The elimination of CO2 recently "has undergone rapid growth in research, public awareness and start-up companies", the report said.
"Yet there are now signs of a slowdown" due to politics and a lack of public funding, the experts said.
They called on governments to create policies that will boost the industry's development.
According to the report, the market for carbon capture has been growing thanks to corporate demand for carbon credits -- a contested tool that allows companies to offset their emissions by financing carbon-reduction projects.
Carbon capture start-up Climeworks, which has an extensive underground storage facility in Iceland, is among those to benefit from the demand.
Its two plants currently capture and store 10,000 tonnes of CO2 per year with financing from private funders and the sale of carbon credits.
To reach a million tonnes, Climeworks has said it will need several billion euros (dollars), as will other start-ups -- but the report warned such funding is highly uncertain at this stage.

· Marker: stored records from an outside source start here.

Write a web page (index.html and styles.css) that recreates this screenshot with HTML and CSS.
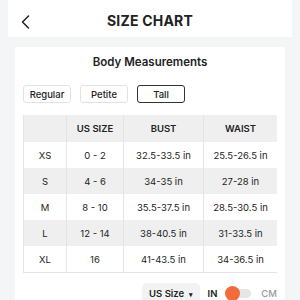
FILE: index.html
```html
<!DOCTYPE html>
<html lang="en">
<head>
  <meta charset="UTF-8" />
  <meta name="viewport" content="width=device-width, initial-scale=1" />
  <title>Size Chart</title>
  <link rel="stylesheet" href="styles.css">
</head>
<body>
  <!-- Thanh tiêu đề -->
  <div class="topbar">
    <span class="back">
      <svg width="10" height="14" viewBox="0 0 10 14"><polyline points="7.5,1 1.5,7 7.5,13" fill="none" stroke="#222" stroke-width="1.5" stroke-linecap="round" stroke-linejoin="round"/></svg>
    </span>
    <h1>SIZE CHART</h1>
  </div>

  <div class="card">
    <h2>Body Measurements</h2>

    <div class="fits">
      <button class="fit">Regular</button>
      <button class="fit">Petite</button>
      <button class="fit active">Tall</button>
    </div>

    <table class="chart">
      <tr>
        <th></th>
        <th>US SIZE</th>
        <th>BUST</th>
        <th>WAIST</th>
      </tr>
      <tr><td>XS</td><td>0 - 2</td><td>32.5-33.5 in</td><td>25.5-26.5 in</td></tr>
      <tr><td>S</td><td>4 - 6</td><td>34-35 in</td><td>27-28 in</td></tr>
      <tr><td>M</td><td>8 - 10</td><td>35.5-37.5 in</td><td>28.5-30.5 in</td></tr>
      <tr><td>L</td><td>12 - 14</td><td>38-40.5 in</td><td>31-33.5 in</td></tr>
      <tr><td>XL</td><td>16</td><td>41-43.5 in</td><td>34-36.5 in</td></tr>
    </table>

    <div class="controls">
      <span class="units">US Size <span class="caret">&#9662;</span></span>
      <span class="unit on">IN</span>
      <span class="toggle"><span class="knob"></span></span>
      <span class="unit">CM</span>
    </div>
  </div>
</body>
</html>
```

FILE: styles.css
```css
/* Nền xám nhạt */
body {
  background-color: #f4f5f7;
  color: #222;
  font-family: Inter, "Liberation Sans", sans-serif;
  margin: 0;
  height: 300px;
  overflow: hidden;
}
/* Thanh tiêu đề */
.topbar {
  background-color: #fff;
  margin: 0 8px;
  height: 37px;
  padding-top: 4px;
  box-sizing: border-box;
  display: flex;
  align-items: center;
  justify-content: center;
  position: relative;
}
.back {
  position: absolute;
  left: 13px;
  top: 15px;
  display: flex;
}
h1 {
  margin: 0;
  font-size: 14px;
  font-weight: 700;
  letter-spacing: 0.2px;
}
/* Thẻ nội dung */
.card {
  background-color: #fff;
  margin: 10px 15px 0;
  padding: 8px 8px 0;
  height: 253px;
  box-sizing: border-box;
  overflow: hidden;
}
h2 {
  margin: 0;
  text-align: center;
  font-size: 11.5px;
  font-weight: 600;
  line-height: 15px;
}
/* Nút chọn dáng */
.fits {
  display: flex;
  gap: 9px;
  margin-top: 15px;
}
.fit {
  width: 48px;
  height: 18px;
  padding: 0;
  background-color: #fff;
  color: #222;
  border: 1px solid #e2e2e2;
  border-radius: 3px;
  font-family: Inter, "Liberation Sans", sans-serif;
  font-size: 9.5px;
  font-weight: 500;
}
.fit.active {
  border-color: #333;
}
/* Bảng số đo */
.chart {
  width: 254px;
  margin-top: 12px;
  border-collapse: collapse;
  font-size: 9.5px;
  text-align: center;
  table-layout: fixed;
}
.chart th {
  background-color: #efefef;
  font-weight: 600;
  height: 27px;
  padding: 0;
}
.chart td {
  height: 26px;
  padding: 0;
}
.chart th,
.chart td {
  border-left: 1px solid #e4e4e4;
}
.chart tr:nth-child(odd) td {
  background-color: #efefef;
}
.chart tr:last-child td {
  border-bottom: 1px solid #e4e4e4;
}
.chart th:nth-child(1) { width: 42px; }
.chart th:nth-child(2) { width: 56px; }
.chart th:nth-child(3) { width: 79px; }
/* Chọn đơn vị */
.controls {
  display: flex;
  justify-content: flex-end;
  align-items: center;
  margin-top: 10px;
  font-size: 9.5px;
}
.units {
  background-color: #f2f2f2;
  border-radius: 5px;
  padding: 5px 7px;
  font-weight: 600;
}
.caret {
  font-size: 7px;
  margin-left: 2px;
}
.unit {
  color: #999;
  font-weight: 500;
}
.unit.on {
  color: #222;
  font-weight: 600;
  margin-left: 8px;
}
.toggle {
  width: 26px;
  height: 9px;
  background-color: #e6e6e6;
  border-radius: 5px;
  margin: 0 10px 0 8px;
  position: relative;
}
.knob {
  position: absolute;
  left: 0;
  top: -3px;
  width: 15px;
  height: 15px;
  border-radius: 50%;
  background-color: #f26b3a;
}
```
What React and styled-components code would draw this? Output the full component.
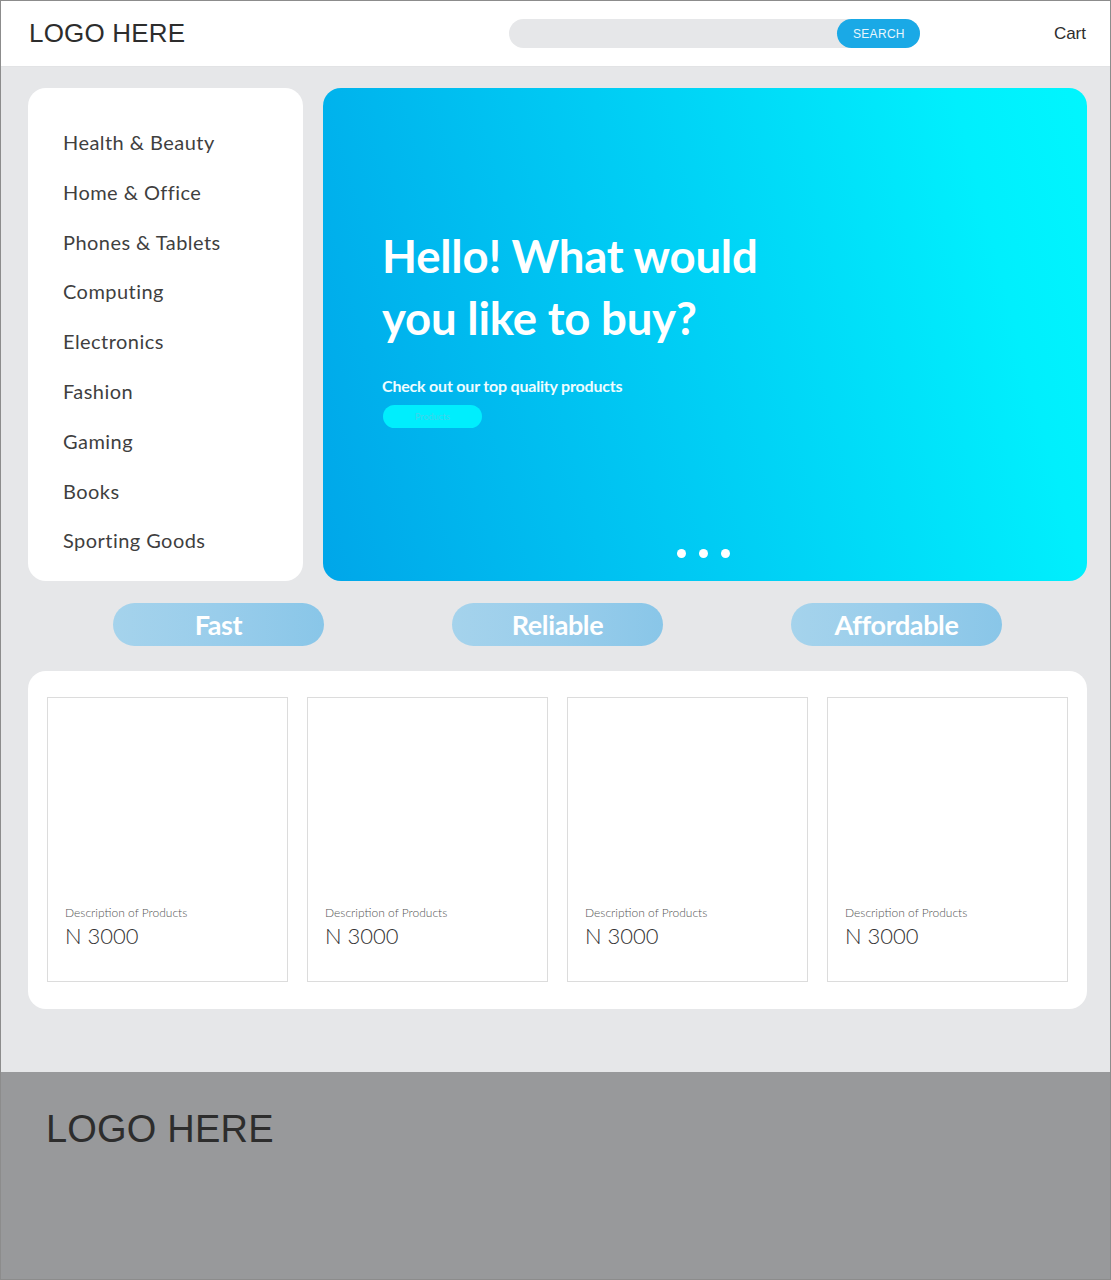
import React from "react";
import styled, { createGlobalStyle } from "styled-components";

const Global = createGlobalStyle`
  html, body { margin: 0; padding: 0; background: #fff; }
  * { box-sizing: border-box; }
`;

const Frame = styled.div`
  width: 1111px;
  height: 1280px;
  border: 1px solid #8c8c8c;
  display: flex;
  flex-direction: column;
  overflow: hidden;
  font-family: Lato, "Open Sans", sans-serif;
`;

const Header = styled.header`
  height: 66px;
  flex: none;
  background: #fff;
  display: flex;
  align-items: center;
  padding: 0 24px 0 28px;
  border-bottom: 1px solid #e2e3e5;
`;

const Logo = styled.div`
  font-family: "Liberation Sans", Arial, sans-serif;
  font-size: ${(p) => p.$size}px;
  color: #2d2d2d;
  letter-spacing: 0.2px;
`;

const SearchBar = styled.div`
  margin-left: 324px;
  width: 411px;
  height: 29px;
  border-radius: 15px;
  background: #e6e7e9;
  display: flex;
  justify-content: flex-end;
`;

const SearchButton = styled.button`
  width: 83px;
  height: 29px;
  border: none;
  border-radius: 15px;
  background: #1aa9e6;
  color: #e8f6fd;
  font-family: "Liberation Sans", Arial, sans-serif;
  font-size: 12px;
  letter-spacing: 0.3px;
  padding: 0;
`;

const Cart = styled.div`
  margin-left: auto;
  font-family: "Liberation Sans", Arial, sans-serif;
  font-size: 17px;
  color: #2d2d2d;
`;

const Main = styled.main`
  flex: none;
  height: 1005px;
  background: #e6e7e9;
  padding: 21px 23px 0 27px;
  display: flex;
  flex-direction: column;
`;

const TopRow = styled.div`
  display: flex;
  gap: 20px;
  height: 493px;
`;

const Sidebar = styled.nav`
  width: 275px;
  background: #fff;
  border-radius: 18px;
  padding: 30px 0 0 35px;
  display: flex;
  flex-direction: column;
`;

const Category = styled.a`
  font-size: 20px;
  line-height: 49.8px;
  color: #3f3f3f;
  font-weight: 400;
  letter-spacing: 0.45px;
`;

const Hero = styled.section`
  flex: 1;
  border-radius: 18px;
  background: linear-gradient(75deg, #00a6e9 0%, #00c8f3 40%, #00effd 85%, #00f6fe 100%);
  padding: 137px 0 0 59px;
  display: flex;
  flex-direction: column;
  position: relative;
`;

const HeroTitle = styled.h1`
  margin: 0;
  font-size: 45.5px;
  line-height: 62px;
  font-weight: 700;
  color: #fff;
  letter-spacing: -0.2px;
`;

const HeroSub = styled.p`
  margin: 27px 0 0;
  font-size: 16px;
  font-weight: 700;
  color: #eefcff;
  letter-spacing: -0.2px;
`;

const HeroButton = styled.button`
  margin-top: 10px;
  margin-left: 1px;
  width: 99px;
  height: 23px;
  border: none;
  border-radius: 12px;
  background: #00eefd;
  color: #3fd5ec;
  font-family: Lato, sans-serif;
  font-size: 9px;
  padding: 0;
`;

const Dots = styled.div`
  position: absolute;
  left: 354px;
  bottom: 23px;
  display: flex;
  gap: 13px;
`;

const Dot = styled.span`
  width: 9px;
  height: 9px;
  border-radius: 50%;
  background: #fff;
`;

const Pills = styled.div`
  margin-top: 22px;
  display: flex;
  justify-content: center;
  gap: 128px;
`;

const Pill = styled.div`
  width: 211px;
  height: 43px;
  border-radius: 22px;
  background: linear-gradient(90deg, #a5d3ec 0%, #99cdeb 50%, #89c6e8 100%);
  color: #fff;
  font-size: 27px;
  font-weight: 700;
  display: flex;
  align-items: center;
  justify-content: center;
  letter-spacing: -0.4px;
`;

const Products = styled.section`
  margin-top: 25px;
  height: 338px;
  background: #fff;
  border-radius: 18px;
  padding: 26px 18px 0 19px;
  display: grid;
  grid-template-columns: 241px 241px 241px 241px;
  column-gap: 19px;
  align-content: start;
`;

const Card = styled.article`
  height: 285px;
  border: 1px solid #dcdcdc;
  padding: 0 0 32px 17px;
  display: flex;
  flex-direction: column;
  justify-content: flex-end;
`;

const Desc = styled.div`
  font-size: 12px;
  color: #555;
  font-weight: 300;
`;

const Price = styled.div`
  margin-top: 2px;
  font-size: 22px;
  font-weight: 300;
  color: #333;
`;

const Footer = styled.footer`
  flex: 1;
  background: #98999b;
  padding: 36px 0 0 45px;
`;

const categories = [
  "Health & Beauty",
  "Home & Office",
  "Phones & Tablets",
  "Computing",
  "Electronics",
  "Fashion",
  "Gaming",
  "Books",
  "Sporting Goods",
];

export default function App() {
  return (
    <>
      <Global />
      <Frame>
        <Header>
          <Logo $size={26}>LOGO HERE</Logo>
          <SearchBar>
            <SearchButton>SEARCH</SearchButton>
          </SearchBar>
          <Cart>Cart</Cart>
        </Header>
        <Main>
          <TopRow>
            <Sidebar>
              {categories.map((c) => (
                <Category key={c}>{c}</Category>
              ))}
            </Sidebar>
            <Hero>
              <HeroTitle>
                Hello! What would
                <br />
                you like to buy?
              </HeroTitle>
              <HeroSub>Check out our top quality products</HeroSub>
              <HeroButton>Products</HeroButton>
              <Dots>
                <Dot />
                <Dot />
                <Dot />
              </Dots>
            </Hero>
          </TopRow>
          <Pills>
            <Pill>Fast</Pill>
            <Pill>Reliable</Pill>
            <Pill>Affordable</Pill>
          </Pills>
          <Products>
            {[0, 1, 2, 3].map((i) => (
              <Card key={i}>
                <Desc>Description of Products</Desc>
                <Price>N 3000</Price>
              </Card>
            ))}
          </Products>
        </Main>
        <Footer>
          <Logo $size={38}>LOGO HERE</Logo>
        </Footer>
      </Frame>
    </>
  );
}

To date, only the United States has announced a plan, worth $3.5 billion, dedicated specifically to carbon capture.
- Environmental risks -
The Center for Environmental Law (CIEL) said the report "highlights a concerning trend where carbon dioxide removal (CDR) is increasingly being touted as a solution to climate change".
"This focus on carbon removal technologies represents a dangerous distraction from what is urgently needed to tackle the climate crisis: a full, fast, fair, funded phase-out of all fossil fuels," said CIEL expert Lili Fuhr.
The removal of CO2 already in the atmosphere can be done through nature-based actions, such as planting forests, and also new technologies that store carbon underground or in repurposed material, but that only represents less than 0.1 percent of what is currently removed.
Technological removal methods include direct air capture with carbon storage (DACCS), capture after combustion of biomass (BECCS), the conversion of biomass into a bio-charcoal, or sprinkling crushed carbon-absorbing rocks on land or in the sea.
CIEL said some of these techniques, such as DACCS, "pose immense risks to ecosystems and communities".
Acknowledging the risks, the authors of Tuesday's report noted that some "methods have high environmental and ecosystem risks, while others have potential to generate co-benefits".
It acknowledged that conventional carbon dioxide removal, "if poorly executed", can pose risks to "biodiversity and food security".
While calling for rapid development of carbon capture technologies, the report said it should not deflect attention from efforts to reduce emissions.
"A failure to strongly reduce emissions from fossil fuels and from deforestation will put the Paris temperature goal out of reach, even if we have strong action on carbon removal," one of the report's authors, William Lamb, said at its presentation.